A record is a sign. It’s tracks in the dirt, whorls in the sand. It means that, while you were busy, something happened. It is like a faithful witness to something that would otherwise come to naught. Hearing a record is like watching mist rise from yellowing leaves when the sun finally finds them on one of the last warm October mornings. It’s a telling. If it’s good, it’s a kenning, conjuring a language that grants the hearer a chance to attend something fireside and venerable, something old.

I’ve been granted the life of a performer the last decade or so. I have the good fortune of seeing parts of the world, hearing about the lives people are obliged to live, and I wonder aloud with them for hours at a time about how it has all come to this, and how it might yet be otherwise. The technology has been simplified now that even the likes of me can make a record of what he says on such occasions. There must be hundreds of them by now somewhere in the house. I’ve done so largely because the winds of consternation and inspiration blow through these events so frequently that later on I’m unable to remember much of what I said. I’m curious as to whether they were as good as I often remember them to be. People routinely ask for copies of the recordings, offer to pay for them. I tell them that the events are for them, but that the recordings are for me. They are for helping me get a sense of what I’ve been trying to do over the years, since I don’t have a master plan. We put out a few recordings in the early years. There was no editing, no fine tuning, and each of them would have benefitted from a bit of that. I haven’t considered doing so again since then.

But your mind changes. With luck, it changes in concert with your changing life. By means marginal and miraculous I acquired a band for part of this Orphan Wisdom enterprise, one Gregory Hoskins. Tours materialized. Wonder of wonders, philanthropic and government funding materialized, and this strange endeavor qualified for it. The application forms were utter torment: What even to call this thing that I was doing? Theater?

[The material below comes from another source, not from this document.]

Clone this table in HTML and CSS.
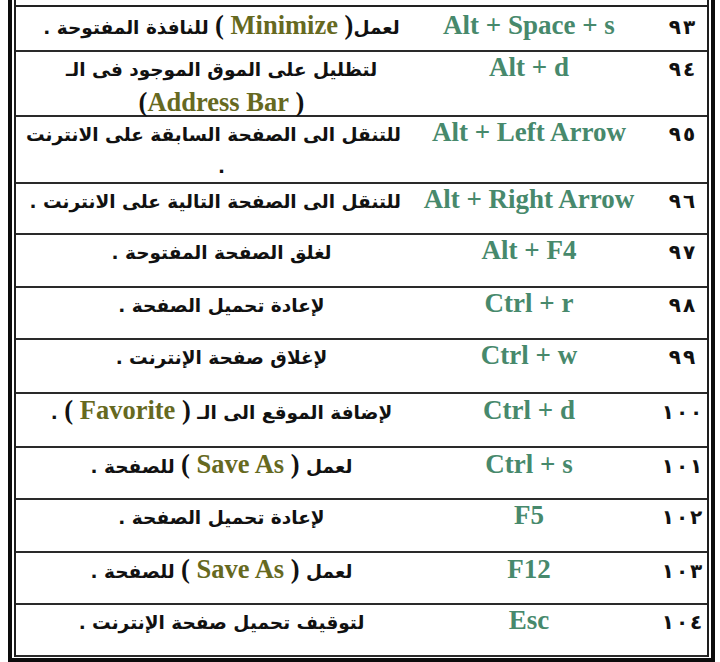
FILE: index.html
```html
<!DOCTYPE html>
<html lang="ar">
<head>
<meta charset="utf-8">
<title>اختصارات لوحة المفاتيح</title>
<link rel="stylesheet" href="styles.css">
</head>
<body>
<div class="sheet">
  <div class="table">
    <div class="stub"></div>

    <div class="row first">
      <div class="desc" dir="rtl">لعمل<span class="en">( <span class="hl">Minimize</span> )</span> للنافذة المفتوحة .</div>
      <div class="key">Alt + Space + s</div>
      <div class="num"><span>٩</span><span>٣</span></div>
    </div>

    <div class="row">
      <div class="desc" dir="rtl">لتظليل على الموق الموجود فى الـ<br><span class="en">( <span class="hl">Address Bar</span>)</span></div>
      <div class="key">Alt + d</div>
      <div class="num"><span>٩</span><span>٤</span></div>
    </div>

    <div class="row">
      <div class="desc" dir="rtl">للتنقل الى الصفحة السابقة على الانترنت<br>.</div>
      <div class="key">Alt + Left Arrow</div>
      <div class="num"><span>٩</span><span>٥</span></div>
    </div>

    <div class="row">
      <div class="desc" dir="rtl">للتنقل الى الصفحة التالية على الانترنت .</div>
      <div class="key">Alt + Right Arrow</div>
      <div class="num"><span>٩</span><span>٦</span></div>
    </div>

    <div class="row">
      <div class="desc" dir="rtl">لغلق الصفحة المفتوحة .</div>
      <div class="key">Alt + F4</div>
      <div class="num"><span>٩</span><span>٧</span></div>
    </div>

    <div class="row">
      <div class="desc" dir="rtl">لإعادة تحميل الصفحة .</div>
      <div class="key">Ctrl + r</div>
      <div class="num"><span>٩</span><span>٨</span></div>
    </div>

    <div class="row">
      <div class="desc" dir="rtl">لإغلاق صفحة الإنترنت .</div>
      <div class="key">Ctrl + w</div>
      <div class="num"><span>٩</span><span>٩</span></div>
    </div>

    <div class="row">
      <div class="desc" dir="rtl">لإضافة الموقع الى الـ <span class="en">( <span class="hl">Favorite</span> )</span> .</div>
      <div class="key">Ctrl + d</div>
      <div class="num"><span>١</span><span>٠</span><span>٠</span></div>
    </div>

    <div class="row">
      <div class="desc" dir="rtl">لعمل <span class="en">( <span class="hl">Save As</span> )</span> للصفحة .</div>
      <div class="key">Ctrl + s</div>
      <div class="num"><span>١</span><span>٠</span><span>١</span></div>
    </div>

    <div class="row">
      <div class="desc" dir="rtl">لإعادة تحميل الصفحة .</div>
      <div class="key">F5</div>
      <div class="num"><span>١</span><span>٠</span><span>٢</span></div>
    </div>

    <div class="row">
      <div class="desc" dir="rtl">لعمل <span class="en">( <span class="hl">Save As</span> )</span> للصفحة .</div>
      <div class="key">F12</div>
      <div class="num"><span>١</span><span>٠</span><span>٣</span></div>
    </div>

    <div class="row">
      <div class="desc" dir="rtl">لتوقيف تحميل صفحة الإنترنت .</div>
      <div class="key">Esc</div>
      <div class="num"><span>١</span><span>٠</span><span>٤</span></div>
    </div>
  </div>
</div>
</body>
</html>
```

FILE: styles.css
```css
html, body {
  margin: 0;
  padding: 0;
  background: #ffffff;
}

body {
  width: 720px;
  height: 662px;
  overflow: hidden;
}

.sheet {
  margin-left: 8px;
  width: 707px;
  box-sizing: border-box;
  border-left: 4px solid #0c0c0c;
  border-right: 4px solid #0c0c0c;
  border-bottom: 5px solid #0c0c0c;
  padding: 0 2px 1px 2px;
}

.table {
  display: grid;
  grid-template-rows: 7px 45px 65px 67px 51px 53px 52px 54px 54px 52px 53px 52px 52px;
  border-left: 2px solid #1e1e1e;
  border-right: 2px solid #1e1e1e;
}

.stub {
  border-bottom: 2px solid #222;
}

.row {
  display: grid;
  grid-template-columns: 409px 208px 74px;
  align-items: baseline;
  border-bottom: 2px solid #2a2a2a;
  box-sizing: border-box;
  min-height: 0;
}

.row.first {
  padding-top: 2px;
}

.desc {
  font-family: "DejaVu Sans", "Noto Sans", sans-serif;
  font-weight: bold;
  font-size: 18.5px;
  line-height: 32px;
  color: #111;
  text-align: center;
  white-space: nowrap;
  padding: 0 24px 0 26px;
}

.en {
  font-family: "Liberation Serif", "Times New Roman", serif;
  font-weight: bold;
  font-size: 26.5px;
  color: #111;
}

.hl {
  color: #66691f;
}

.key {
  display: flex;
  justify-content: center;
  font-family: "Liberation Serif", "Times New Roman", serif;
  font-weight: bold;
  font-size: 27px;
  line-height: 30px;
  color: #47896c;
  white-space: nowrap;
}

.num {
  display: flex;
  justify-content: center;
  gap: 2px;
  font-family: "DejaVu Sans", sans-serif;
  font-weight: bold;
  font-size: 20px;
  color: #111;
  padding-left: 24px;
  direction: ltr;
}
```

Music? Spoken-word improvisation? I applied for visas to do this thing on the up and up, and came to realize that I was being vetted for the opportunity to offer cognitive dissonance to the general public. Roadies volunteered. People crowd funded roadies to accompany us. People offered their cars and their navigational devices, their connections. Strangers threw themselves into organizing gigs in other countries, on the other side of the world. Then the chance came to do a proper, gear-lugging tour of Australia and New Zealand earlier this year, fifteen or so gigs in a month, and we brought proper recording capacity with us. After a few gigs the kinks were ironed out, and it worked pretty well. Then came a tour of the U.K., seven gigs in eight nights, and more recordings.

We got home. I went about fulfilling book-contract obligations, readying myself for upcoming school sessions, worrying about the daily rains and what they were doing to the corn in the field. Mr. Hoskins turned his producing chops upon the tapes. (I know: They aren’t tapes anymore. I’m calling them tapes. Some things don’t change.) After a while he called and said, “Maybe you want to listen to this.” He’d done something more than clean up the sound, more than fine tune what happened when we walked out onto the stage: He’d made another event.

You’ve heard of dry lightning. The storm’s far enough away that there’s no rain, but your sky alights, and the rumble of elsewhere is there at the edge of your alertness, and something happens to your understanding of the world: It’s bigger than you remember, and there’s that miracle of the Other Place, not a copy of your own.

So there’s a record coming out in a few weeks. It’ll look like a cd, but it’ll be a record. It’s called: Nights of Grief and Mystery. That is surely what they were. But to me the record is dry lightning: A sign caught in a jar that things happened, and are still happening. When I get one, I’ll put it beside my other records, on that Wonders Never Cease shelf.

So we haven’t ‘cd’d’ anything here. We recorded it.